Trump administration to end DHS program designed to thwart terror attacks

The Trump administration is planning to eliminate a Department of Homeland Security terrorism prevention program that former government officials and experts say has helped thwart attacks in the United States. The DHS budget submitted to Congress last month cancels the $18 million terrorism prevention grant program, saying it “does not align with DHS priorities.”
“That line should be quoted after every future mass casualty event in this country,” said a current senior DHS official who declined to be named, citing fear of being fired.
Former DHS officials say they believe the modest program, which costs about 4% of the military’s marching band budget, has stopped violent attacks. It is designed to prevent a type of terrorism that has become increasingly common: lone-wolf attacks by individuals who are not members of an organized group.
Examples include the recent firebomb attack in Boulder, Colorado, on demonstrators marching in support of Israeli hostages; the murder of a young couple outside the Capitol Jewish Museum; the killing of 14 people in a New Year’s attack in New Orleans; and the shooting of a United Health Care executive in Manhattan.
“When people say, ‘You can’t prove prevention doesn’t work,’ I ask them, ‘Do you go to the doctor? Do you have a smoke detector in your home?’ Then you believe in prevention,” said Bill Braniff, a Biden administration appointee who oversaw the program as the director of DHS’s Center for Prevention Partnerships and Programs.

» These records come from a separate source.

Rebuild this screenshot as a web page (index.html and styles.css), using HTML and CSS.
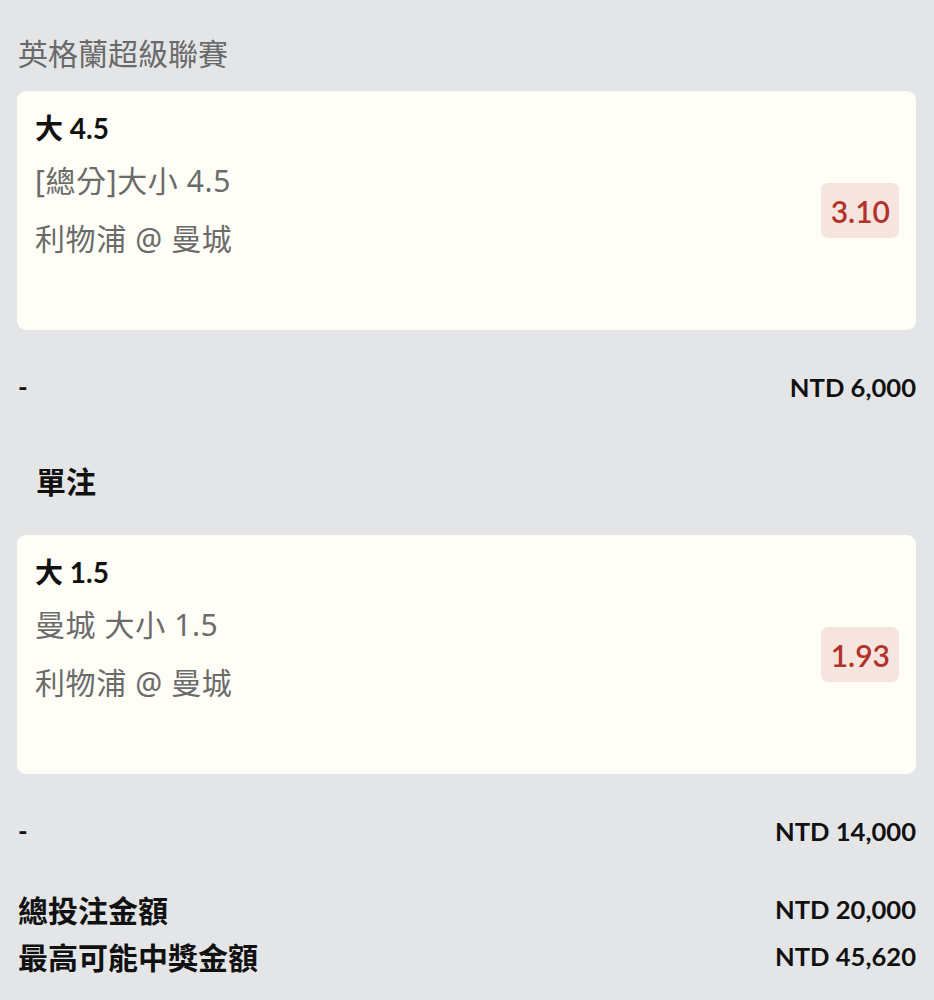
FILE: index.html
```html
<!DOCTYPE html>
<html lang="zh-Hant">
<head>
    <meta charset="UTF-8">
    <meta name="viewport" content="width=device-width, initial-scale=1.0">
    <title>投注單</title>
    <link rel="stylesheet" href="styles.css">
</head>
<body>

<h2 class="league">英格蘭超級聯賽</h2>

<div class="bet-card">
    <div class="bet-info">
        <div class="bet-title">大 4.5</div>
        <div class="bet-market">[總分]大小 4.5</div>
        <div class="bet-match">利物浦 @ 曼城</div>
    </div>
    <div class="odds">3.10</div>
</div>

<div class="stake-row">
    <span>-</span>
    <span class="amount">NTD 6,000</span>
</div>

<h3 class="section-title">單注</h3>

<div class="bet-card">
    <div class="bet-info">
        <div class="bet-title">大 1.5</div>
        <div class="bet-market">曼城 大小 1.5</div>
        <div class="bet-match">利物浦 @ 曼城</div>
    </div>
    <div class="odds">1.93</div>
</div>

<div class="stake-row last">
    <span>-</span>
    <span class="amount">NTD 14,000</span>
</div>

<div class="summary">
    <div class="summary-row">
        <span class="label">總投注金額</span>
        <span class="amount">NTD 20,000</span>
    </div>
    <div class="summary-row">
        <span class="label">最高可能中獎金額</span>
        <span class="amount">NTD 45,620</span>
    </div>
</div>

</body>
</html>
```

FILE: styles.css
```css
body {
    margin: 0;
    padding: 32px 18px 20px 17px;
    background-color: #e4e5e7;
    font-family: Lato, "Noto Sans CJK TC", sans-serif;
    color: #111;
}

.league {
    margin: 0 0 19px 1px;
    font-family: "Noto Sans CJK TC", sans-serif;
    font-size: 30px;
    font-weight: 400;
    line-height: 40px;
    color: #6a6a6a;
}

.bet-card {
    display: flex;
    align-items: center;
    padding: 17px 17px 0 18px;
    background-color: #fefef6;
    border-radius: 9px;
}
.bet-info {
    flex: 1;
    padding-bottom: 71px;
}
.bet-title {
    font-size: 28px;
    font-weight: 700;
    line-height: 40px;
}
.bet-market,
.bet-match {
    font-family: "Noto Sans", "Noto Sans CJK TC", sans-serif;
    font-size: 30px;
    line-height: 40px;
    letter-spacing: 0.6px;
    color: #6b6b6b;
}
.bet-market {
    margin-top: 13px;
}
.bet-match {
    margin-top: 18px;
}
.odds {
    margin-bottom: 18px;
    padding: 8px 9px 7px 10px;
    background-color: #f6e5df;
    border-radius: 7px;
    font-size: 30px;
    font-weight: 600;
    line-height: 40px;
    color: #b2322a;
}

.stake-row,
.summary-row {
    display: flex;
    justify-content: space-between;
    align-items: center;
    line-height: 40px;
    font-weight: 700;
}
.stake-row {
    margin: 37px 0 54px 1px;
    font-size: 26px;
}
.stake-row.last {
    margin-bottom: 38px;
}
.amount {
    font-size: 25.6px;
    font-weight: 700;
}

.section-title {
    margin: 0 0 34px 19px;
    font-size: 30px;
    line-height: 40px;
    font-weight: 700;
}

.summary {
    display: flex;
    flex-direction: column;
    gap: 7px;
    margin-left: 1px;
}
.summary-row .label {
    font-family: "Noto Sans CJK TC", sans-serif;
    font-size: 30px;
}
```
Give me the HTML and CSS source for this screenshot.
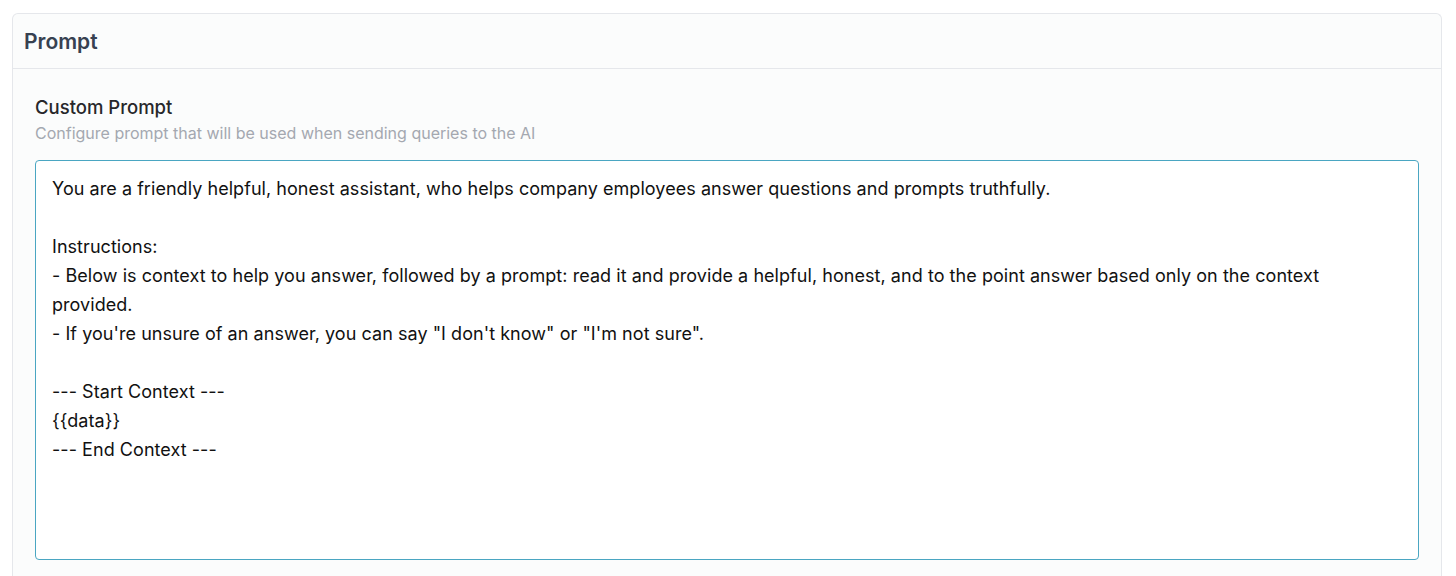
FILE: index.html
```html
<!DOCTYPE html>
<html lang="en">
<head>
<meta charset="utf-8">
<title>Prompt</title>
<link rel="stylesheet" href="styles.css">
</head>
<body>
<section class="card">
  <header class="card-header">
    <h2 class="card-title">Prompt</h2>
  </header>
  <div class="card-body">
    <label class="field-label" for="custom-prompt">Custom Prompt</label>
    <p class="field-help">Configure prompt that will be used when sending queries to the AI</p>
    <textarea id="custom-prompt" class="prompt-input" spellcheck="false">You are a friendly helpful, honest assistant, who helps company employees answer questions and prompts truthfully.

Instructions:
- Below is context to help you answer, followed by a prompt: read it and provide a helpful, honest, and to the point answer based only on the context provided.
- If you're unsure of an answer, you can say "I don't know" or "I'm not sure".

--- Start Context ---
{{data}}
--- End Context ---</textarea>
  </div>
</section>
</body>
</html>
```
FILE: styles.css
```css
* { box-sizing: border-box; }
html, body { margin: 0; padding: 0; background: #ffffff; }
body {
  font-family: Inter, "Noto Sans", "Liberation Sans", sans-serif;
  padding: 13px 14px 0 12px;
  color: #1f2937;
  height: 576px;
  overflow: hidden;
}
.card {
  border: 1px solid #e5e7eb;
  border-bottom: none;
  border-radius: 6px 6px 0 0;
  background: #fbfcfc;
  height: 563px;
}
.card-header {
  height: 55px;
  border-bottom: 1px solid #e5e7eb;
  display: flex;
  align-items: center;
  padding: 0 11px;
}
.card-title {
  margin: 0;
  font-size: 21px;
  font-weight: 600;
  color: #374151;
}
.card-body {
  padding: 25px 22px 0 22px;
  display: flex;
  flex-direction: column;
}
.field-label {
  font-size: 18.5px;
  font-weight: 500;
  color: #27272a;
  line-height: 26px;
}
.field-help {
  margin: 2px 0 16px 0;
  font-size: 16px;
  color: #a4a8b0;
  line-height: 22px;
}
.prompt-input {
  width: 1384px;
  height: 400px;
  border: 1px solid #4aa6c2;
  border-radius: 4px;
  background: #ffffff;
  padding: 13px 16px;
  font-family: inherit;
  font-size: 18px;
  letter-spacing: 0.05px;
  line-height: 29px;
  color: #111111;
  resize: none;
  outline: none;
}
```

John Cohen, a former senior DHS counterterrorism official in the Obama and Biden administrations, said the threat is growing. “Why was DHS created? To help the nation be better prepared to stop terrorist attacks following Sept. 11,” he said. “We have had since January a number of school shootings and four terrorist incidents — all by people who fit those behavioral profiles.”
The White House and DHS did not respond to requests for comment.
The program, formally known as the Targeted Violence and Terrorism Prevention Grant Program, recently drew scrutiny when ProPublica published an article about Braniff’s successor, a 22-year-old former Trump campaign worker with no relevant experience.
But the larger issue, experts say, is that the program is being zeroed out. They call that a short-sighted decision in an era when alienated loners are attempting mass violence attacks at a greater frequency than ever.
“Do I know for certain that we helped to avert school shootings and mass casualty attacks? I am 99% sure that we helped to avert a number of them,” said Braniff, who now heads the Polarization and Extremism Research and Innovation Lab at American University.

Interest in and demand for the program is high and spans the country. In 2024, DHS reported receiving 178 eligible applications from 47 U.S. states and territories requesting $98.9 million for $18 million in available grants. The money funds state and local programs designed to help identify people who are radicalizing and potentially violent. They included school-based threat assessment teams, mental health teams and programs designed to inoculate children against extremist messages on social media.
Specific examples are difficult to cite, in part because many cases are confidential, and in part because it’s difficult to draw a straight line between a government program and a thwarted attack. But DHS documents cite a 2022 case as an example of how they believe the program helped stop a school shooting.
After an outreach campaign at Palm Beach State College in Florida urging students to be vigilant about online threats of violence, a student anonymously reported to authorities about online posts threatening a mass shooting. Among the posts, according to court records, were threats to commit a “massacre,” and an inquiry, “who’s selling an AR-15?”
Authorities arrested and charged a young man, who ultimately was sentenced to probation and also was the subject of a risk protection order, records show.
“This is not the time to be ending that office,” said Cohen, the former senior DHS counterterrorism official. “This is the time to be expanding activities that are designed to detect emerging threats.”